Kevin Zeese & Margaret Flowers, Truth Out -Over the last 40 years, higher education in the United States has been transformed into a commodity that produces automatons to serve big-finance capitalism, prevents campuses from being a source of societal transformation and creates modern indentured servants through debt slavery.
Today, there is over $1 trillion in college debt with graduates entering a job market that cannot fully employ them, resulting in rapidly rising defaults. In fact, while tuition has grown 72 percent since 2000, employment for graduates with bachelor degrees has declined by almost 15 percent over the same time period.
...The debt trap also makes students and graduates insecure and easier to control. In the 1960s, college campuses were the source of unrest seeking equal rights for women and minorities, environmental protection, an end to the Vietnam War and transformation of the economy. People in power expressed concern. President Nixon's education adviser, Roger Freeeman, urged in 1970 that, "We have to be selective about who we allow to go through higher education" because "We are in danger of producing an educated proletariat."
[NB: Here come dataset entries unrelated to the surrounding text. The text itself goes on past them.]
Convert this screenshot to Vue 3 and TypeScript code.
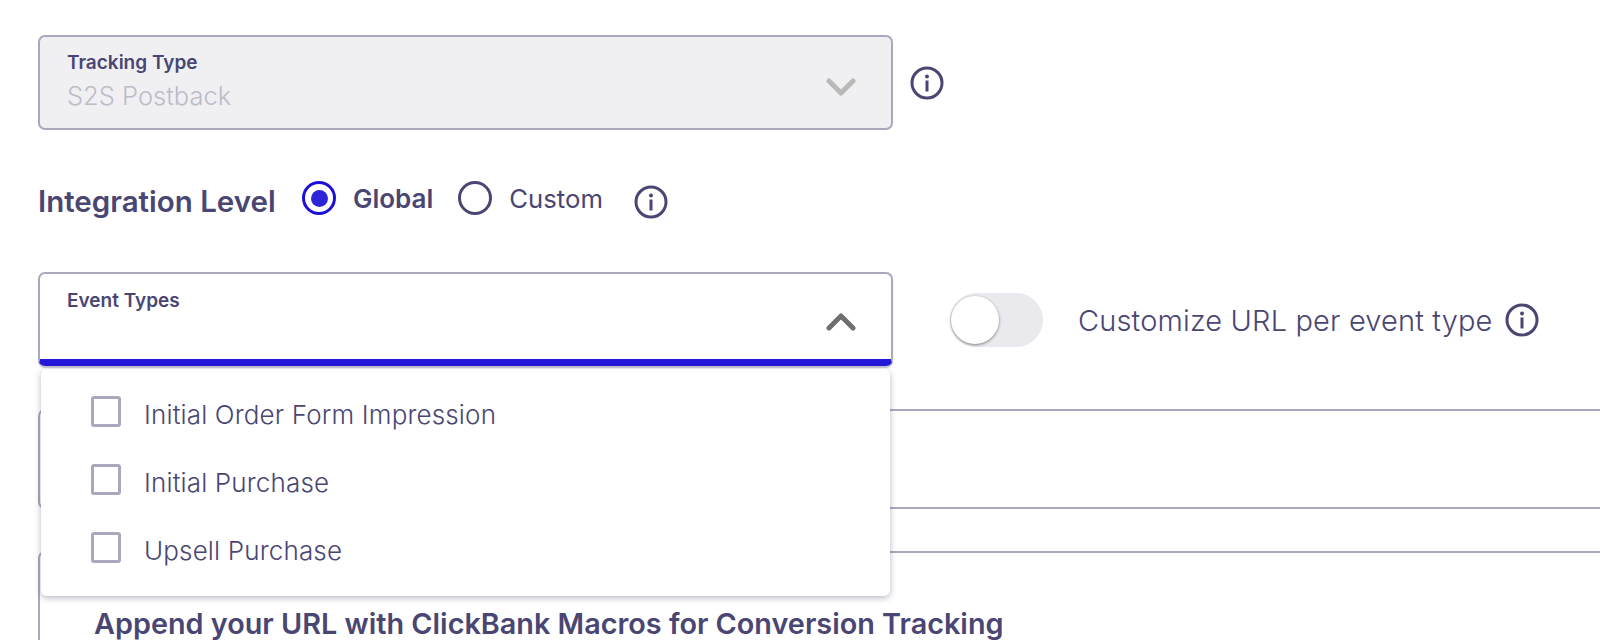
<script setup lang="ts">
const eventTypes: string[] = [
	"Initial Order Form Impression",
	"Initial Purchase",
	"Upsell Purchase",
];
</script>

<template>
	<div class="page">
		<div class="row tracking-row">
			<div class="select select-disabled">
				<div class="select-label">Tracking Type</div>
				<div class="select-value">S2S Postback</div>
				<svg class="chevron" viewBox="0 0 30 20">
					<path d="M3 4l12 12L27 4" fill="none" stroke="#b9b9b9" stroke-width="5" stroke-linecap="round" stroke-linejoin="round" />
				</svg>
			</div>
			<svg class="info info-tracking" viewBox="0 0 34 34">
				<circle cx="17" cy="17" r="15" fill="none" stroke="#4a4673" stroke-width="3" />
				<circle cx="17" cy="10.5" r="2" fill="#4a4673" />
				<rect x="15.5" y="14.5" width="3" height="11" fill="#4a4673" />
			</svg>
		</div>

		<div class="row level-row">
			<span class="level-title">Integration Level</span>
			<span class="radio radio-on"><span class="radio-dot"></span></span>
			<span class="radio-text radio-text-on">Global</span>
			<span class="radio radio-off"></span>
			<span class="radio-text radio-text-off">Custom</span>
			<svg class="info info-level" viewBox="0 0 34 34">
				<circle cx="17" cy="17" r="15" fill="none" stroke="#4a4673" stroke-width="3" />
				<circle cx="17" cy="10.5" r="2" fill="#4a4673" />
				<rect x="15.5" y="14.5" width="3" height="11" fill="#4a4673" />
			</svg>
		</div>

		<div class="row event-row">
			<div class="select-wrap">
				<div class="select select-open">
					<div class="select-label">Event Types</div>
					<svg class="chevron" viewBox="0 0 30 20">
						<path d="M3 16L15 4l12 12" fill="none" stroke="#6f6f6f" stroke-width="5" stroke-linecap="round" stroke-linejoin="round" />
					</svg>
				</div>
				<ul class="menu">
					<li v-for="item in eventTypes" :key="item" class="menu-item">
						<span class="checkbox"></span>
						<span>{{ item }}</span>
					</li>
				</ul>
			</div>
			<div class="toggle"><span class="knob"></span></div>
			<span class="toggle-text">Customize URL per event type</span>
			<svg class="info info-toggle" viewBox="0 0 34 34">
				<circle cx="17" cy="17" r="15" fill="none" stroke="#4a4673" stroke-width="3" />
				<circle cx="17" cy="10.5" r="2" fill="#4a4673" />
				<rect x="15.5" y="14.5" width="3" height="11" fill="#4a4673" />
			</svg>
		</div>

		<div class="url-box"></div>
		<div class="macro-box">
			<div class="macro-title">Append your URL with ClickBank Macros for Conversion Tracking</div>
		</div>
	</div>
</template>

<style scoped>
.page {
	box-sizing: border-box;
	height: 640px;
	overflow: hidden;
	padding: 35px 0 0 38px;
	background: #fff;
	color: #4a4673;
	font-family: Inter, "Liberation Sans", sans-serif;
}

.row {
	display: flex;
	align-items: center;
}

.select {
	position: relative;
	box-sizing: border-box;
	width: 855px;
	height: 95px;
	padding: 15px 27px 0;
	border: 2px solid #aaa8bd;
	border-radius: 7px;
}

.select-disabled {
	background: #f0f0f3;
}

.select-open {
	height: 94px;
	padding-top: 16px;
	border-bottom: 7px solid #2418d6;
	box-shadow: 0 2px 1px #c4c3cf;
}

.select-label {
	font-size: 19px;
	font-weight: 600;
	line-height: 22px;
}

.select-value {
	margin-top: 7px;
	font-size: 25.5px;
	line-height: 30px;
	font-weight: 300;
	color: #bdbcc9;
}

.chevron {
	position: absolute;
	top: 40px;
	right: 35px;
	width: 30px;
	height: 20px;
}

.select-open .chevron {
	top: 38px;
}

.info {
	flex: none;
	width: 34px;
	height: 34px;
}

.info-tracking {
	margin: 0 0 0 17px;
}

.level-row {
	height: 70px;
	margin-top: 35px;
}

.level-title {
	width: 264px;
	font-size: 29.5px;
	font-weight: 600;
	padding-top: 2px;
}

.radio {
	flex: none;
	box-sizing: border-box;
	display: flex;
	align-items: center;
	justify-content: center;
	width: 34px;
	height: 34px;
	margin-top: -4px;
	border-radius: 50%;
}

.radio-on {
	border: 3.5px solid #1c10d8;
}

.radio-dot {
	width: 17px;
	height: 17px;
	border-radius: 50%;
	background: #2f25d8;
}

.radio-off {
	border: 3.5px solid #4a4673;
	margin-left: 25px;
}

.radio-text {
	margin-top: -4px;
	margin-left: 17px;
	font-size: 25.7px;
	font-weight: 400;
}

.radio-text-on {
	font-size: 26px;
	font-weight: 600;
}

.info-level {
	margin: 4px 0 0 31px;
}

.event-row {
	margin-top: 37px;
}

.select-wrap {
	position: relative;
	flex: none;
	z-index: 1;
}

.menu {
	position: absolute;
	top: 97px;
	left: 3px;
	box-sizing: border-box;
	width: 849px;
	height: 227px;
	margin: 0;
	padding: 27px 0 0 50px;
	list-style: none;
	background: #fff;
	border-radius: 6px;
	box-shadow: 0 2px 6px rgba(60, 58, 90, 0.35);
}

.menu-item {
	display: flex;
	align-items: center;
	gap: 23px;
	height: 30px;
	margin-bottom: 38px;
	font-size: 26px;
	letter-spacing: 0.15px;
	font-weight: 300;
}

.menu-item span:last-child {
	padding-top: 6px;
}

.checkbox {
	flex: none;
	box-sizing: border-box;
	width: 30px;
	height: 31px;
	border: 3.5px solid #aaa8bd;
	border-radius: 3px;
}

.toggle {
	flex: none;
	display: flex;
	align-items: center;
	box-sizing: border-box;
	width: 93px;
	height: 54px;
	margin: 1px 0 0 57px;
	background: #e9e9ee;
	border-radius: 27px;
}

.knob {
	width: 48px;
	height: 48px;
	margin-left: 1px;
	border-radius: 50%;
	background: #fff;
	box-shadow: 0 1px 3px rgba(0, 0, 0, 0.45);
}

.toggle-text {
	margin: 3px 0 0 35px;
	font-size: 29px;
	letter-spacing: 0.15px;
	font-weight: 300;
}

.info-toggle {
	margin: 1px 0 0 12px;
}

.url-box {
	box-sizing: border-box;
	height: 100px;
	margin-top: 43px;
	border: 2px solid #aaa8bd;
	border-right: 0;
	border-radius: 7px 0 0 7px;
}

.macro-box {
	box-sizing: border-box;
	height: 120px;
	margin-top: 42px;
	padding: 56px 0 0 54px;
	border: 2px solid #aaa8bd;
	border-right: 0;
	border-bottom: 0;
	border-radius: 7px 0 0 0;
}

.macro-title {
	font-size: 28.8px;
	font-weight: 600;
	line-height: 30px;
}
</style>
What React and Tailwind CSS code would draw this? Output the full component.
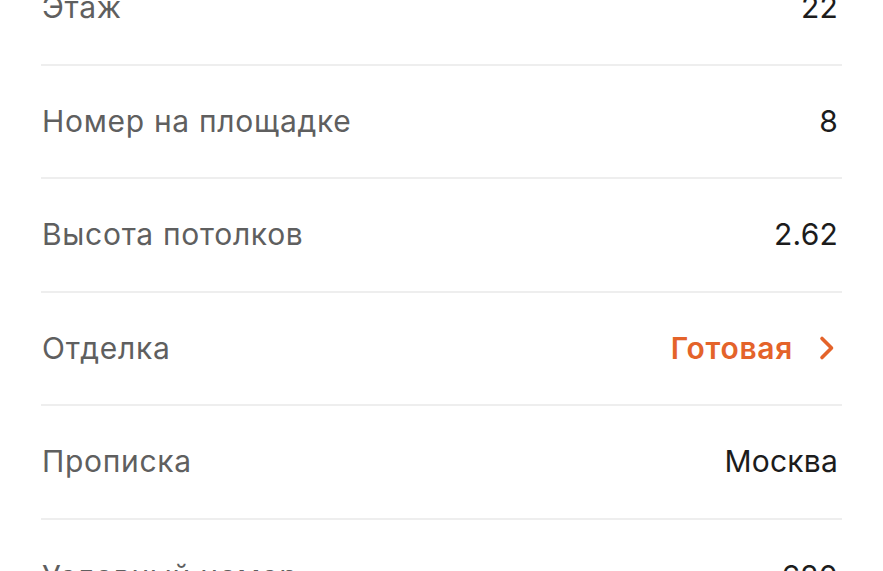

In 1971, before being appointed to the Supreme Court, Lewis Powell wrote a confidential memo to the US Chamber of Commerce urging defense of free enterprise and noted, "a priority task of business - and organizations such as the Chamber - is to address the campus origin of this hostility." He laid out a plan for big business to take control of the direction of the country. Regarding campuses, he highlighted the power business had over universities because they relied on "tax funds generated largely from American business, and contributions from capital funds controlled or generated by American business."
"The boards of trustees of our universities overwhelmingly are composed of men and women who are leaders in the [business] system," wrote Powell.
Debra Leigh Scott describes how higher education has been destroyed in five easy steps. The defunding of higher education opened the door to greater influence by corporations. It also weakened students by increasing tuition, which saddled them with high debt in a poor job market. Professors were weakened by moving them from solid, tenured to fragile, adjunct positions with low job security and low wages, while the number of corporate administrative managers who are paid high salaries and consulting fees expanded. For example, three dozen college presidents earned over $1 million last year. Former senator Bob Kerrey earned $3 million at the New School in New York despite a multi-million dollar shortfall in the school budget. Harvard's top endowment managers now make about 20 times what a professor makes, with the top endowment manager making $3 million.